Haiji is Hazuki's guardian spirit who takes the form of a cat. Haiji originally belonged to Kouhei's mother, Shizuru, and was known as Akuda. Due to her long separation from Shizuru, Haiji weakened nearly to the point of death, but was revived when Ryuuhei and Seiji performed a ritual that transferred her loyalty to Hazuki. The spirit guardian lost most of her memories of Kouhei's mother as a result of the ritual. Since becoming Hazuki's shikigami, Haiji is able to transform from her original cat form to a toy-sized humanoid cat in traditional Japanese garb. In the last episode of the anime it's revealed that she wears very embarrassing underwear.

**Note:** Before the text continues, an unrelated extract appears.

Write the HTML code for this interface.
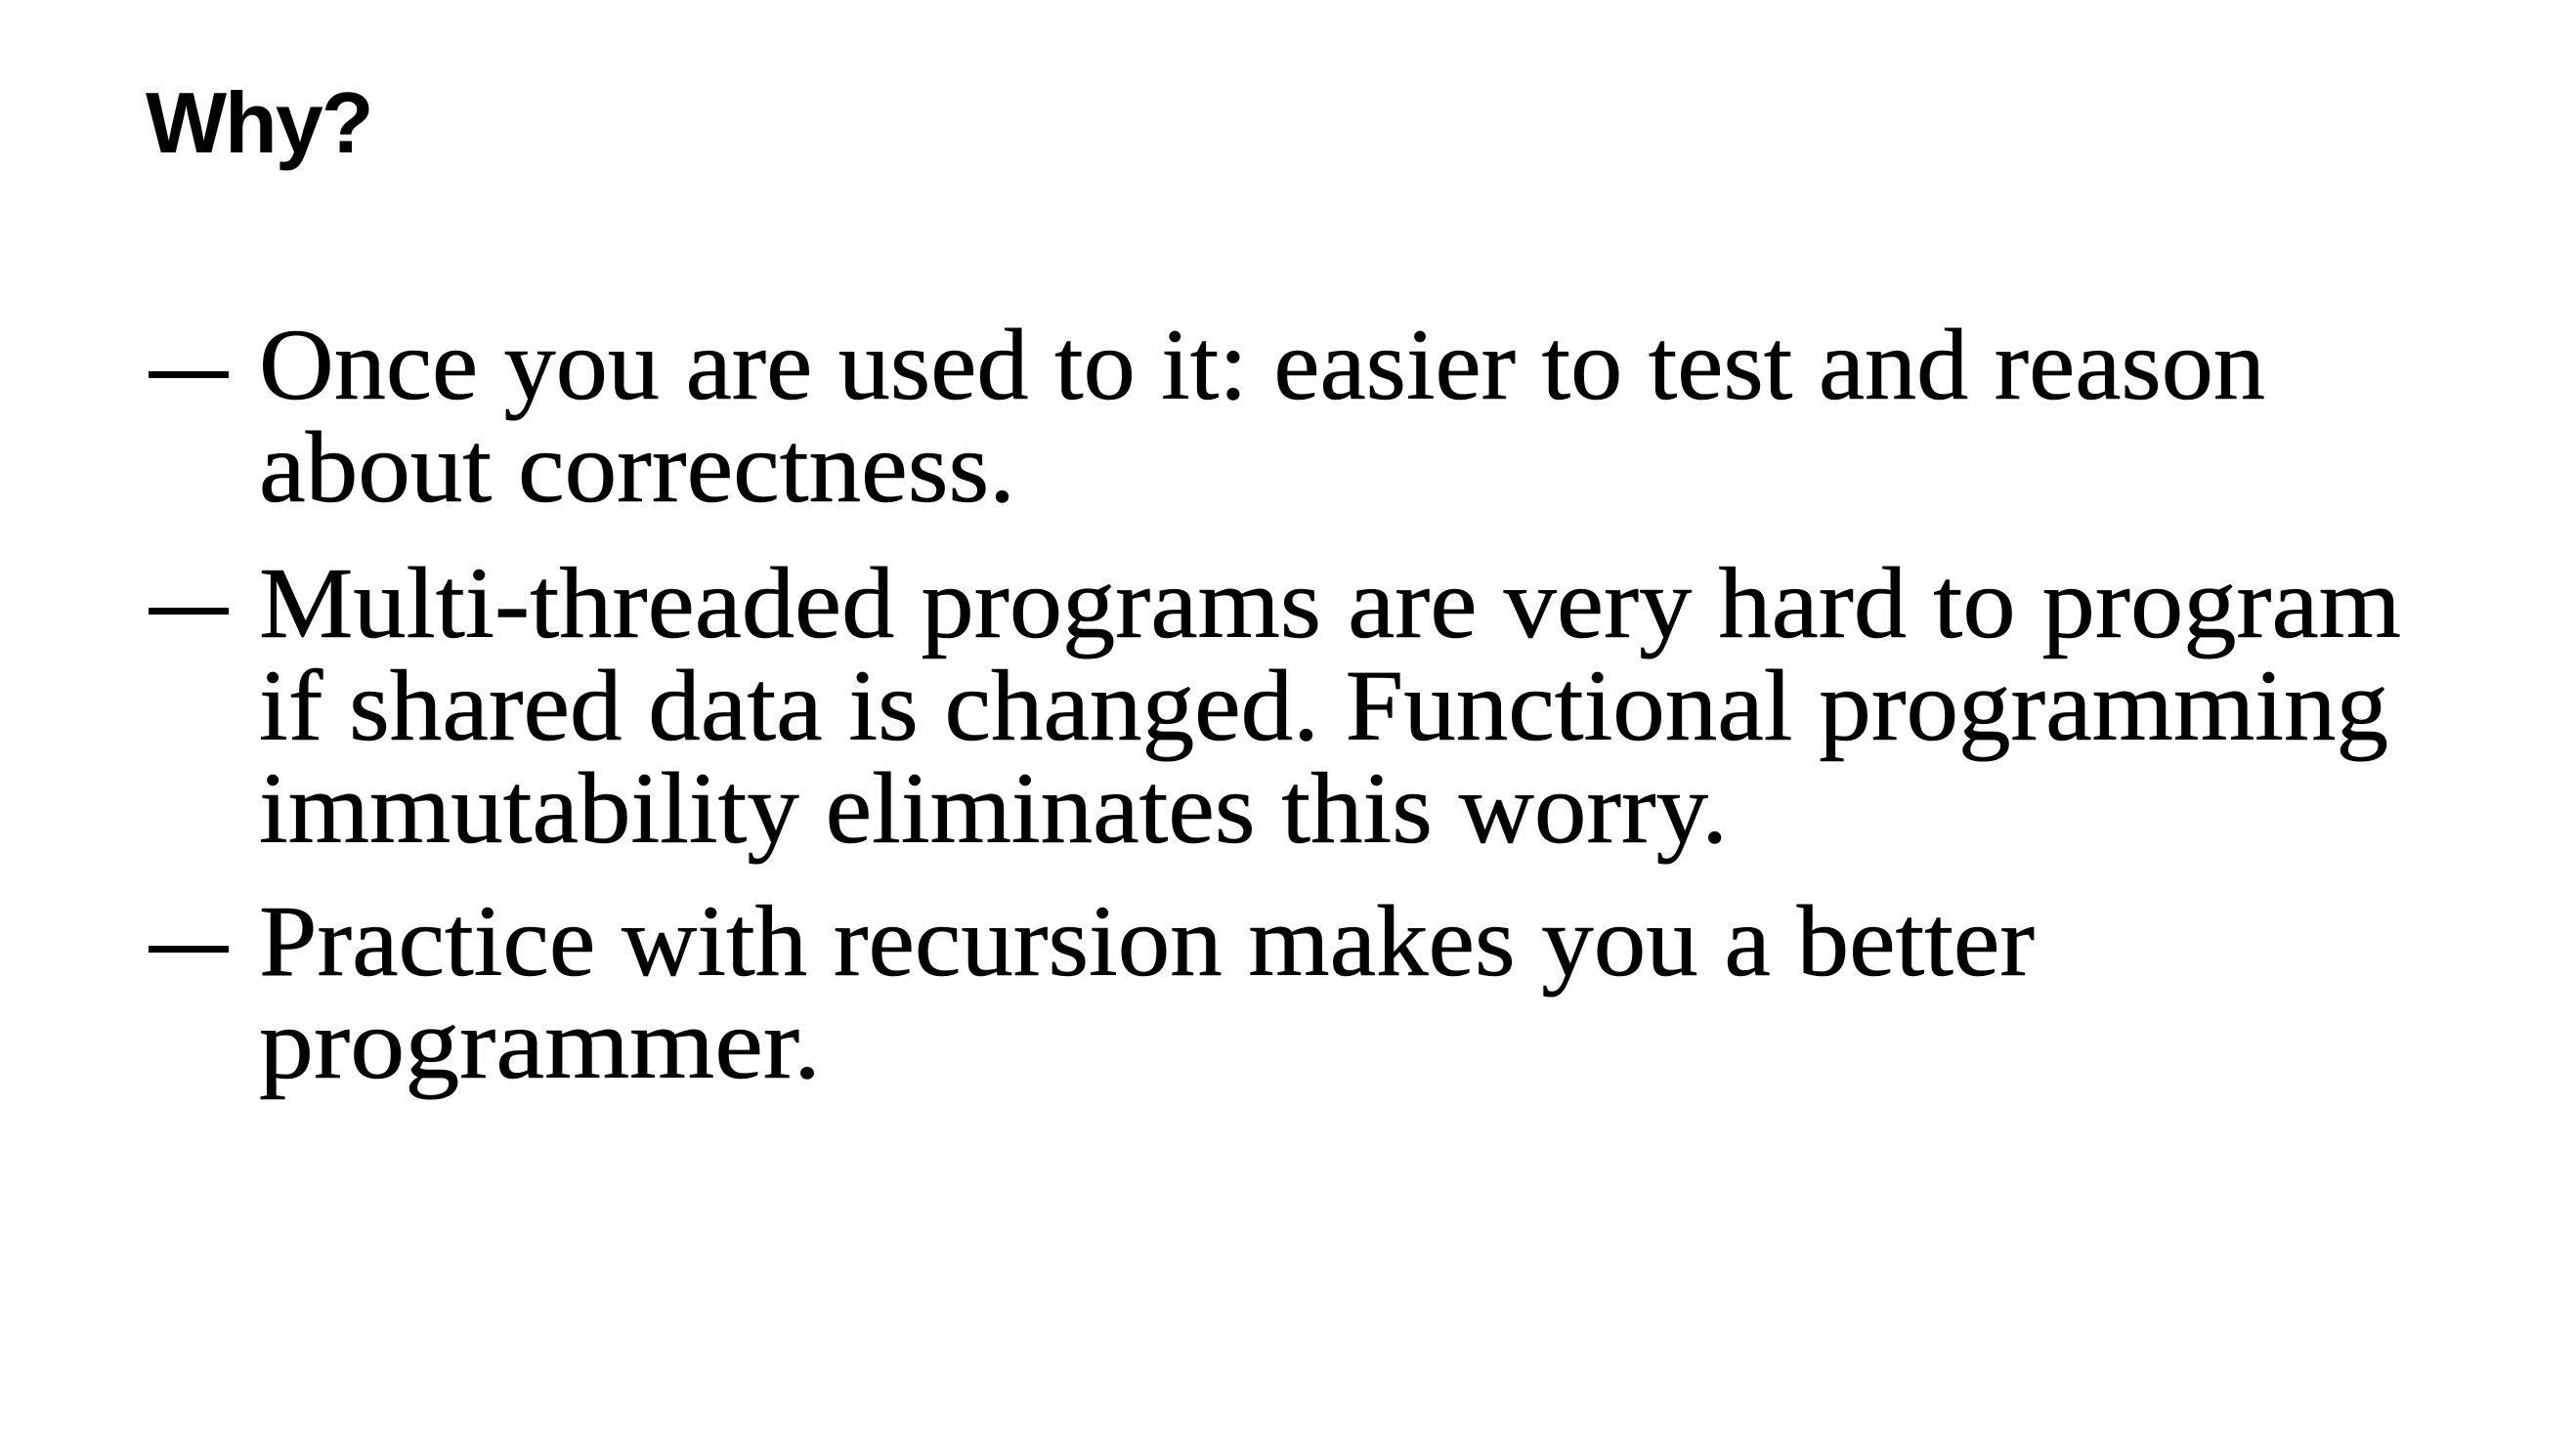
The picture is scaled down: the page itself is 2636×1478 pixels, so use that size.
<!DOCTYPE html>
<html><head><meta charset="utf-8">
<style>
html,body{margin:0;padding:0;background:#fff;width:2636px;height:1478px;overflow:hidden}
.t{position:absolute;left:149px;top:82px;font:bold 88px/1 "Liberation Sans",sans-serif;color:#000;letter-spacing:-2px}
.l{position:absolute;left:265px;font:104px/1 "Liberation Serif",serif;color:#000;white-space:nowrap;transform-origin:0 0;-webkit-text-stroke:0.6px #000}
.d{position:absolute;left:152px;width:82px;height:7px;background:#000}
</style></head><body>
<div class="t">Why?</div>
<div class="d" style="top:380px"></div>
<div class="d" style="top:622px"></div>
<div class="d" style="top:968px"></div>
<div class="l" style="top:322px" w="2053">Once you are used to it: easier to test and reason</div>
<div class="l" style="top:427px" w="774">about correctness.</div>
<div class="l" style="top:566px" w="2192">Multi-threaded programs are very hard to program</div>
<div class="l" style="top:671px" w="2179">if shared data is changed. Functional programming</div>
<div class="l" style="top:776px" w="1503">immutability eliminates this worry.</div>
<div class="l" style="top:912px" w="1817">Practice with recursion makes you a better</div>
<div class="l" style="top:1017px" w="575">programmer.</div>
<script>
document.querySelectorAll('.l').forEach(function(e){
var w=+e.getAttribute('w');var n=e.getBoundingClientRect().width;
e.style.transform='scaleX('+(w/n)+')';});
</script>
</body></html>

- Hiromi Anzai (安西 ひろみ, Anzai Hiromi)

Hiromi is Kouhei's childhood friend and co-worker at an occult magazine, who assigns him various photo jobs. She has a notable crush on Seiji, which is not reciprocated. She is also a horrible driver and enjoys alcohol. Her relationship with Hazuki is much like that of a doting older sister, giving her clothes and other things only a girl would know to give her. Hazuki once used her hypnosis to make Hiromi buy her a bed, something Hiromi would have done for her anyway. She was turned into Kinkel's slave along with the Editor-in-Chief of the occult magazine, but was freed from him when the Count died; she lacks any memory of her time under the spell. Although Hazuki told Hiromi about the hypnosis, she remains unaware of Hazuki's true nature as a vampire.
- Shizuru Morioka
Shizuru is Kouhei's Mother, she abandoned Kouhei when he was a little child for unknown reasons and disappeared. Ryuuhei has been looking for her ever since her last message to him was "Vampires do exist".
- Akuda
Akuda is Hazuki's mother, she loved Hazuki very much and wanted what was best for her but like Shizuru she left for unknown reasons. One of the main drives for Hazuki and Kouhei in both the anime and the manga has been to find Hazuki's mom. In the anime it is found out that Hazuki's mother died mysteriously after leaving behind a messenger from her in the form of Haiji for her daughter.